The recipient of numerous honors, Novacek was awarded a Richard F. Gold Career Grant in 1997 by the Shoshana Foundation, a Sullivan Foundation Grant in 1999, and in 2000 she won a Richard Tucker Career Grant. In 2001 she was chosen to be America's representative to the prestigious BBC Cardiff Singer of the World competition. She was nominated for a Dora Mavor Moore Award in 2002 for her portrayal of the title role in Marc-Antoine Charpentier's Médée with Opera Atelier.

Novacek has also made appearances with several other notable opera companies and ensembles. She sang both Dido and the Sorceress in Henry Purcell's Dido and Æneas with the Mark Morris Dance Group at the Brooklyn Academy of Music in 1998. That same year she made her European debut at the Zurich Opera singing The Page of Herodias. In 1999 she made her debut with the Washington National Opera as Enrichetta in Vincenzo Bellini's I puritani and sang the roles of Baba the Turk in Stravinsky's The Rake's Progress and the Third Lady in Mozart's Die Zauberflöte with the Wolf Trap Opera Company. In 2000 she made her debut with the Opera Company of Philadelphia and the Cincinnati Opera as The Page of Herodias in Richard Strauss's Salome and she portrayed Dinah in Leonard Bernstein's Trouble in Tahiti in a film version made by the BBC Wales. In 2001 she made her debut with the Canadian Opera Company as Ottavia in L'incoronazione di Poppea, a role she also performed with HGO that year.

In 2004 Novacek sang the role of Anner in Virgil Thomson's The Mother of Us All in her debut with the San Francisco Opera and made her debut with Grand Théâtre de Genève as Alyeya in Leoš Janáček's From the House of the Dead. That same year she performed and recorded the role of Cassiope in Jean-Baptiste Lully's Persée with Opera Atelier for both CD and DVD, and she sang the role of Madame in the United States premiere of Peter Bengston's The Maids with Cincinnati Opera. In 2005 she sang the role of Suzuki in Puccini's Madama Butterfly in her debut at the Royal Opera House, Covent Garden and the title role in Lully's Armide with Opera Atelier.

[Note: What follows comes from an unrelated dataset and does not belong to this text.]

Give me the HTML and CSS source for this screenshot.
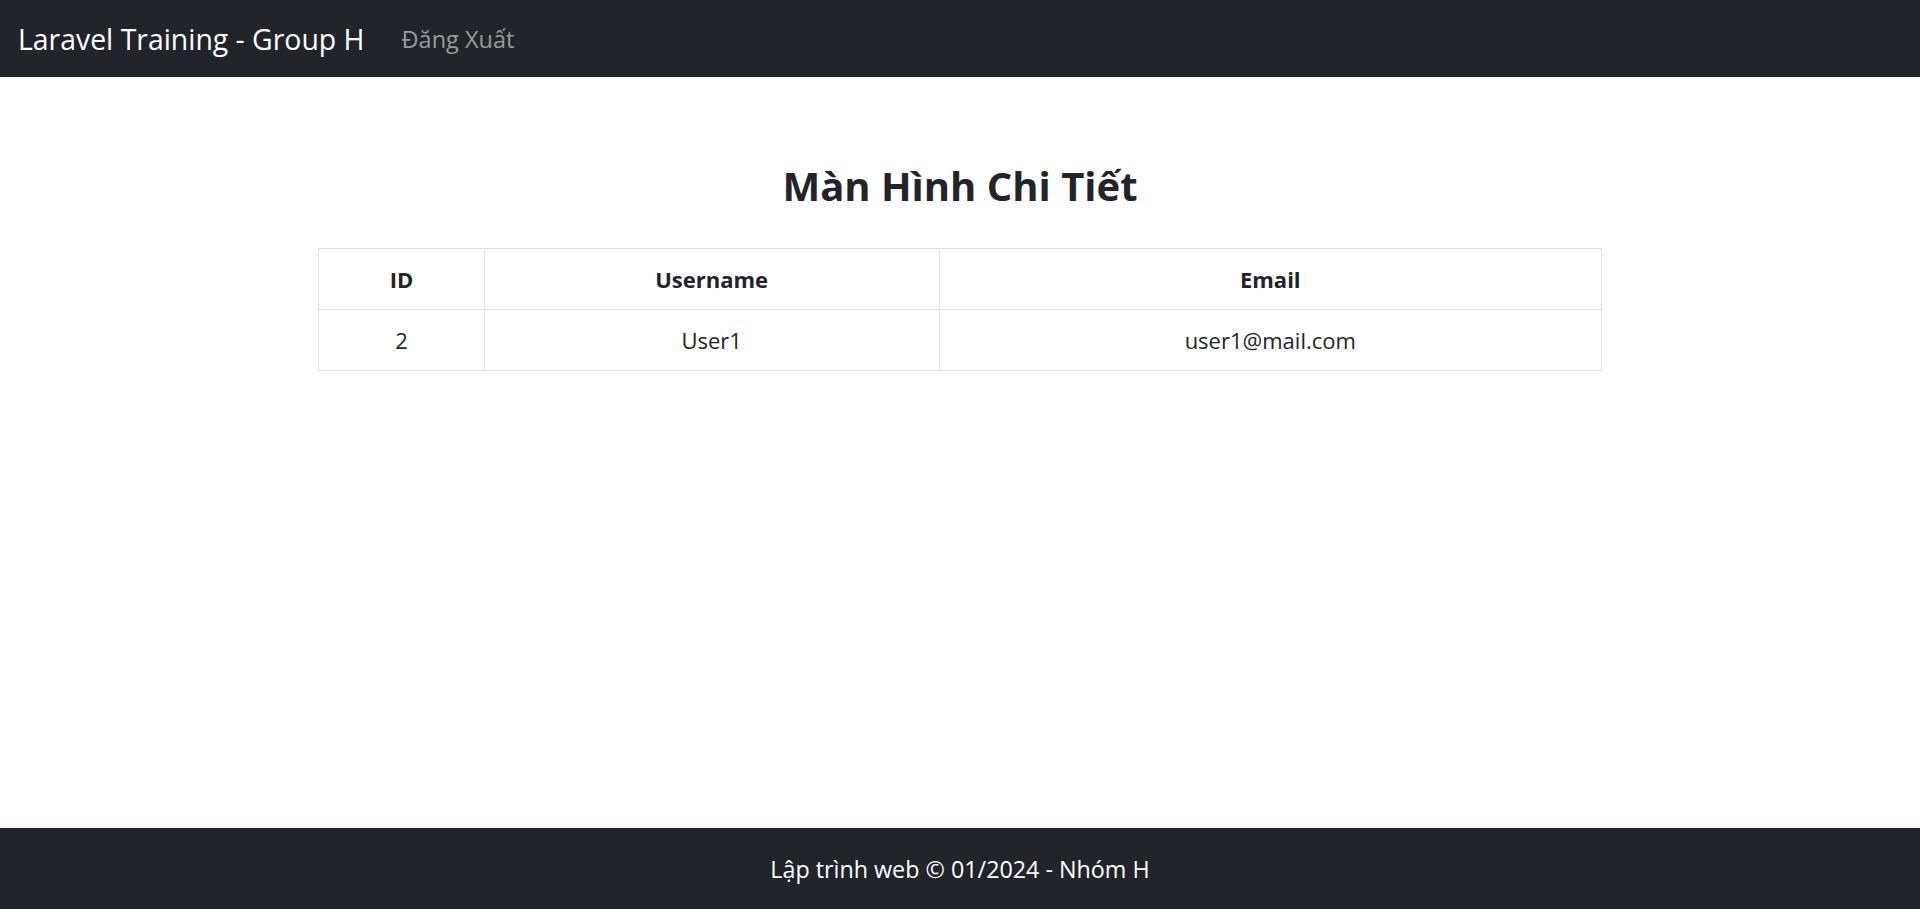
FILE: index.html
```html
<!DOCTYPE html>
<html lang="vi">
<head>
<meta charset="utf-8">
<title>Màn Hình Chi Tiết</title>
<link rel="stylesheet" href="styles.css">
</head>
<body>
<nav class="navbar">
  <a class="brand" href="#">Laravel Training - Group H</a>
  <a class="nav-link" href="#">Đăng Xuất</a>
</nav>
<main class="content">
  <h1 class="title">Màn Hình Chi Tiết</h1>
  <table class="detail">
    <colgroup>
      <col class="c1"><col class="c2"><col class="c3">
    </colgroup>
    <thead>
      <tr><th>ID</th><th>Username</th><th>Email</th></tr>
    </thead>
    <tbody>
      <tr><td>2</td><td>User1</td><td>user1@mail.com</td></tr>
    </tbody>
  </table>
</main>
<footer class="footer">Lập trình web © 01/2024 - Nhóm H</footer>
</body>
</html>
```

FILE: styles.css
```css
* { box-sizing: border-box; }
html, body { margin: 0; padding: 0; }
body {
  font-family: "Open Sans", "Noto Sans", sans-serif;
  color: #212529;
  background: #fff;
  min-height: 100vh;
  display: flex;
  flex-direction: column;
}
.navbar {
  height: 77px;
  background: #212529;
  display: flex;
  align-items: center;
  padding: 0 18px;
  gap: 37px;
}
.brand {
  color: #fff;
  text-decoration: none;
  font-size: 28.4px;
}
.nav-link {
  color: rgba(255,255,255,0.55);
  text-decoration: none;
  font-size: 23.5px;
}
.content {
  flex: 1;
  display: flex;
  flex-direction: column;
  align-items: center;
  padding-top: 85px;
}
.title {
  margin: 0 0 38px;
  font-size: 40px;
  font-weight: 700;
  line-height: 1.2;
}
.detail {
  width: 1284px;
  border-collapse: collapse;
  font-size: 22px;
}
.c1 { width: 166px; }
.c2 { width: 455px; }
.c3 { width: 663px; }
.detail th, .detail td {
  border: 1px solid #dee2e6;
  height: 61px;
  text-align: center;
  vertical-align: middle;
  padding: 0 10px;
}
.detail th { font-weight: 700; }
.detail td { font-weight: 400; }
.footer {
  height: 81px;
  background: #212529;
  color: #fff;
  display: flex;
  align-items: center;
  justify-content: center;
  font-size: 23.3px;
}
```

In 2006 Novacek appeared in recital at Carnegie Hall with composers Ricky Ian Gordon and Jake Heggie who played their own works on the piano while she sang. That same year she sang the role of Laura in Alexander Dargomyzhsky's The Stone Guest with the American Symphony Orchestra under conductor Leon Botstein at Avery Fisher Hall, performed the role of Maddalena with Madison Opera, portrayed Messaggera in Monteverdi's Orfeo with Opera Atelier, and sang the role of Annina in Richard Strauss's Der Rosenkavalier in her debut with the Lyric Opera of Chicago. In 2007 she returned to Opera Atelier to portray the role of Penelope in Claudio Monteverdi's Il ritorno d'Ulisse in patria. In 2008 she sang the role of Marcellina in Mozart's Le nozze di Figaro with Atlanta Opera.